Agriculturae Conspectus Scientificus, Vol 66, No 1 (2001)

Gene Technology in Winemaking: New Approaches to an Ancient Art


Pages: 27-47


For the last century, the availability of pure culture yeast has improved reproducibility in wine fermentations and product quality. However, there is not a single wine yeast strain that possesses an ideal combination of oenological characteristics that are optimised for the task set by today´s leading winemakers. With new developments in modern winemaking there has arisen an urgent need to modify wine yeast strains in order to take full advantage of technology and to satisfy the demands of the sophisticated wine consumers. The combined use of mutagenesis, hybridisation and recombinant DNA methods have significantly increased the genetic diversity that can be introduced into Saccharomyces cerevisiae strains. The overall aim of the strain development programmes extends far beyond the primary role of wine yeast to catalyse the rapid and complete conversion of grape sugars into alcohol and carbon dioxide without distorting the flavour of the final product.

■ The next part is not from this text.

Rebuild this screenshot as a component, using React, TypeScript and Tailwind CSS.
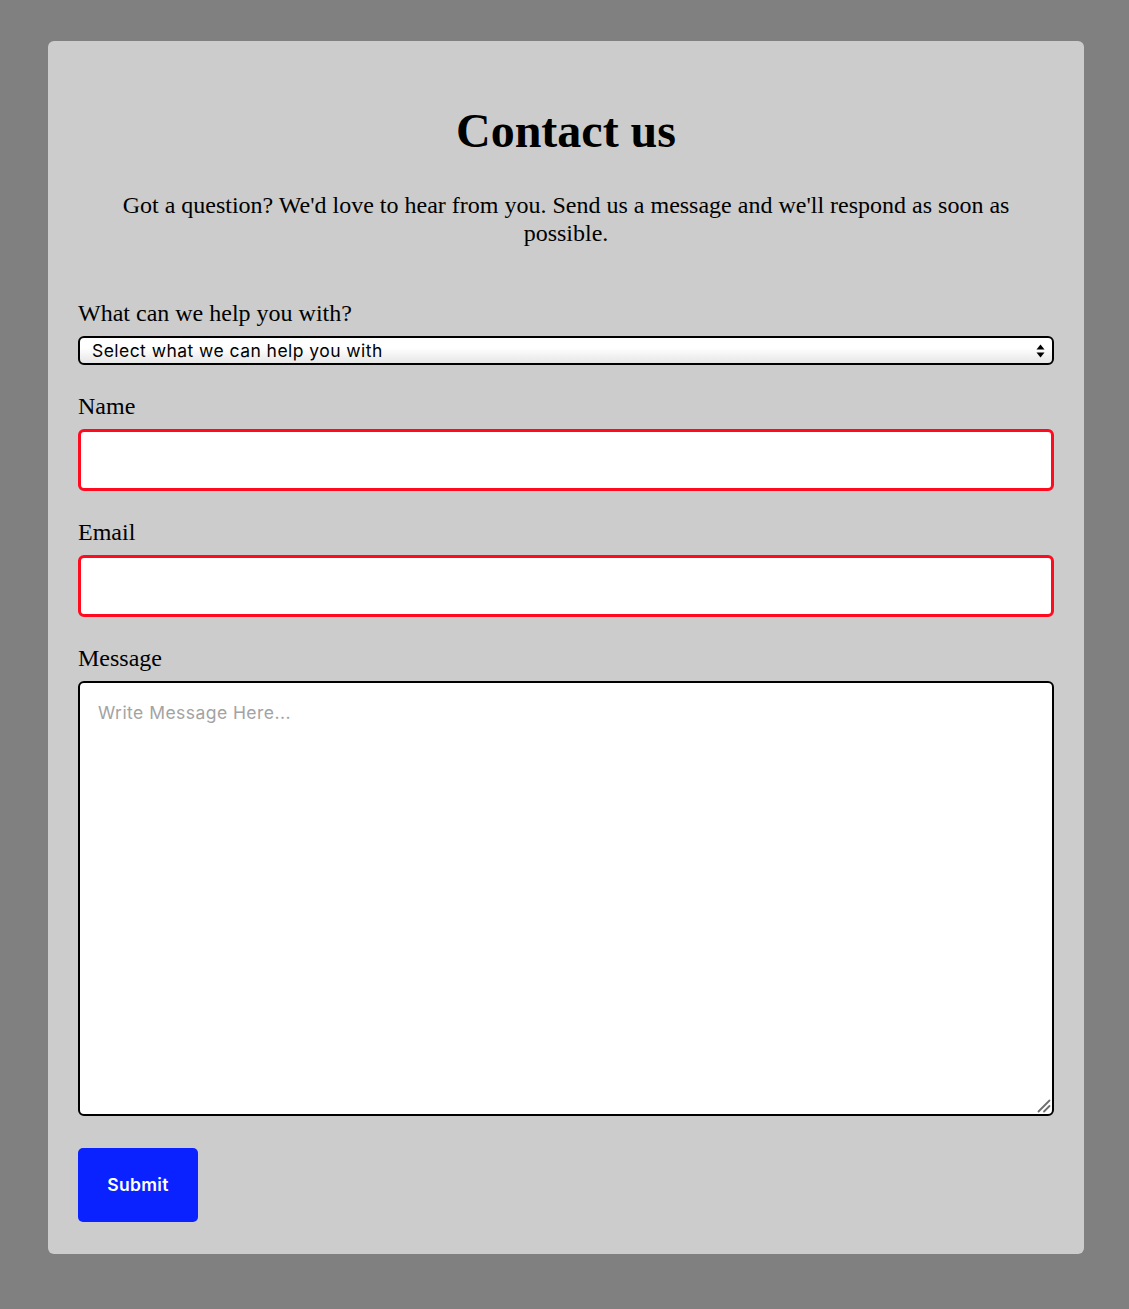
import React from "react";

export default function App() {
  return (
    <div className="min-h-screen w-full bg-[#808080] pt-[41px] pb-[56px]">
      <div className="ml-[48px] w-[1036px] rounded-[6px] bg-[#cccccc] px-[30px] pt-[62px] pb-[32px] text-black [font-family:'Liberation_Serif',serif]">
        <h1 className="text-center text-[48px] font-bold leading-[55px]">Contact us</h1>
        <p className="mt-[33px] px-[10px] text-center text-[24px] leading-[28px]">
          Got a question? We'd love to hear from you. Send us a message and we'll respond as soon as possible.
        </p>
        <form className="mt-[52px] flex flex-col" onSubmit={(e) => e.preventDefault()}>
          <label className="mb-[9px] block text-[24px] leading-[28px]">What can we help you with?</label>
          <div className="relative mb-[27px] h-[29px]">
            <select
              className="h-[29px] w-full appearance-none rounded-[6px] border-2 border-black bg-gradient-to-b from-white from-40% to-[#e6e6e6] pl-[12px] pr-[30px] text-[17.5px] leading-[25px] tracking-[0.45px] text-black [font-family:Inter,sans-serif]"
              defaultValue=""
            >
              <option value="">Select what we can help you with</option>
            </select>
            <svg className="pointer-events-none absolute right-[9px] top-[8px]" width="9" height="14" viewBox="0 0 9 14">
              <path d="M4.5 0.5 L8.5 5.5 L0.5 5.5 Z" fill="#000" />
              <path d="M4.5 13.5 L8.5 8.5 L0.5 8.5 Z" fill="#000" />
            </svg>
          </div>
          <label className="mb-[9px] block text-[24px] leading-[28px]">Name</label>
          <input type="text" className="mb-[27px] h-[62px] w-full rounded-[6px] border-[3px] border-[#ff0a1e] bg-white px-[16px] outline-none" />
          <label className="mb-[9px] block text-[24px] leading-[28px]">Email</label>
          <input type="email" className="mb-[27px] h-[62px] w-full rounded-[6px] border-[3px] border-[#ff0a1e] bg-white px-[16px] outline-none" />
          <label className="mb-[9px] block text-[24px] leading-[28px]">Message</label>
          <div className="relative mb-[32px]">
            <textarea
              placeholder="Write Message Here..."
              className="block h-[435px] w-full resize-none rounded-[6px] border-2 border-black bg-white px-[18px] pt-[18px] text-[17.5px] leading-[24px] tracking-[0.45px] outline-none placeholder:text-[#a3a3a3] [font-family:Inter,sans-serif]"
            />
            <svg className="pointer-events-none absolute bottom-[3px] right-[3px]" width="14" height="14" viewBox="0 0 14 14">
              <path d="M1.5 12.5 L12.5 1.5" stroke="#6e6e6e" strokeWidth="1.8" strokeLinecap="round" />
              <path d="M7 12.5 L12.5 7" stroke="#6e6e6e" strokeWidth="1.8" strokeLinecap="round" />
            </svg>
          </div>
          <div>
            <button
              type="submit"
              className="h-[74px] w-[120px] rounded-[5px] bg-[#0a22ff] text-[17.5px] font-semibold tracking-[0.3px] text-white [font-family:Inter,sans-serif]"
            >
              Submit
            </button>
          </div>
        </form>
      </div>
    </div>
  );
}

Starter cultures of S. cerevisiae must now possess a range of other properties that differ with the type and style of wine to be made and the technical requirements of the winery. Our strain development programme focuses on a number of targets that are amenable to a genetic approach, including strain security and quality control, the increase of fermentation and processing efficiencies, and the enhancement of the sensorial quality and health properties of wine and other grape-based beverages. However, successful commercialisation of transgenic wine yeasts will depend on a multitude of scientific, technical, economic, marketing, safety, regulatory, legal and ethical issues. Therefore, it would be foolish to entertain unrealistic expectations over rapid commercialisation and short-term benefits. However, it will be equally unwise to deny the potential advantages of genetically improved wine yeasts to both the winemaker and consumer in the third millennium.